Aujourd’hui, 22 personnes travaillent à la ferme. Biswa, son manager- « mon bras droit » comme dit Roger -, l’aide aussi bien dans la gestion des commandes que dans celle du personnel. Des barbecues sont organisés à la demande autour de la piscine et l’on peut aussi venir déjeuner sous la tonnelle. Mais comment devient-on « french farmer » en Inde ? Le parcours de Roger Langbour est original. A priori, rien ne destinait ce militaire de carrière à devenir exploitant agricole en Inde. Il a fait une campagne à Djibouti, de 1966 à 1968, raconte-t-il. De retour à Paris, il n’a qu’une envie, repartir à l’étranger. Mais le ministère est formel, pour cela, il faut passer le « concours des ambassades ». Il se met à l’anglais, fait des séjours en Grande-Bretagne pour se perfectionner. En 1974, il est reçu au concours et se voit offrir un poste au bureau militaire de New Delhi.
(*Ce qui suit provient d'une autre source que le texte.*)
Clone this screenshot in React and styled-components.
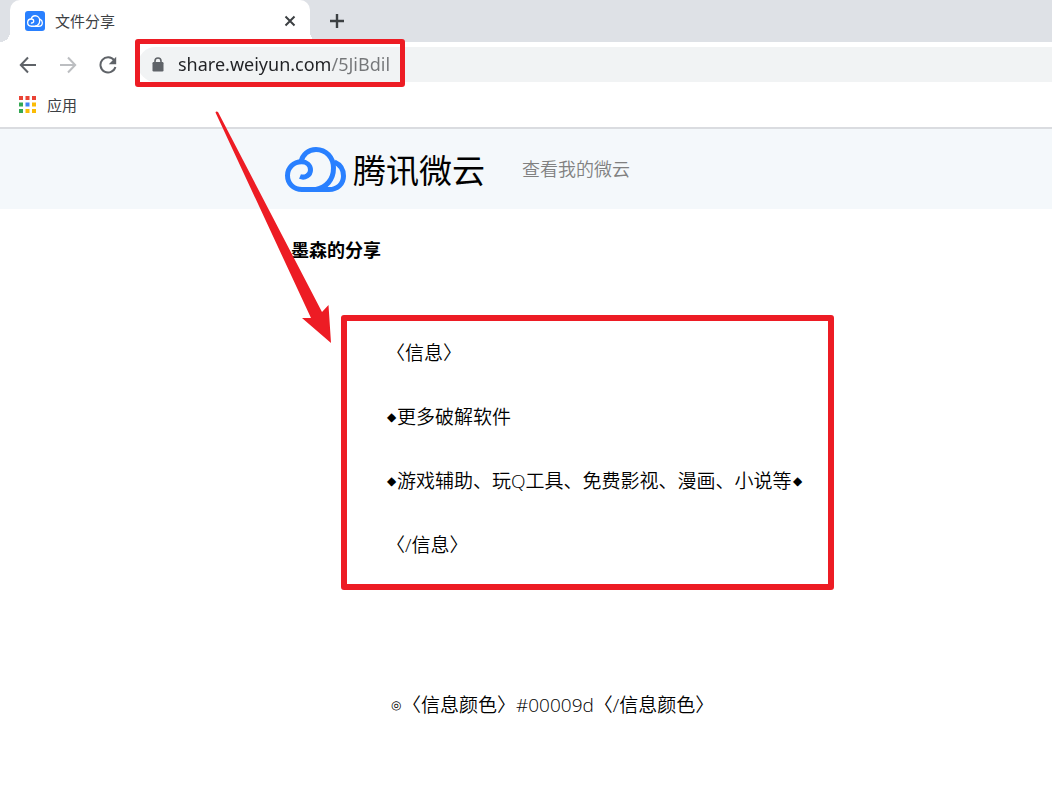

Il y restera jusqu’en 1978. « L’Inde était alors bien différente ! Quant à Delhi, n’en parlons pas », dit-il en riant.A l’issue de son mandat, de nouveau, il n’a pas envie de retourner en France et préfère démissionner.

Il veut monter quelque chose en Inde, mais ses idées sont encore floues. Un premier projet de ferme tourne court, faute d’avoir trouvé le bon partenaire, dit-il. En fait, il réalise vite qu’il n’est guère armé pour réussir dans la production agricole. Alors, il rentre quand même au pays pour apprendre.« Je dois tout à une famille d’agriculteurs vendéens, affirme-t-il. Ils m’ont tout appris durant mon séjour chez eux au lieudit Le Boupère». Fort de ses nouvelles connaissances, il revient en Inde où il achète un terrain quasiment en friche en 1994. L’aventure du « french farmer » peut commencer.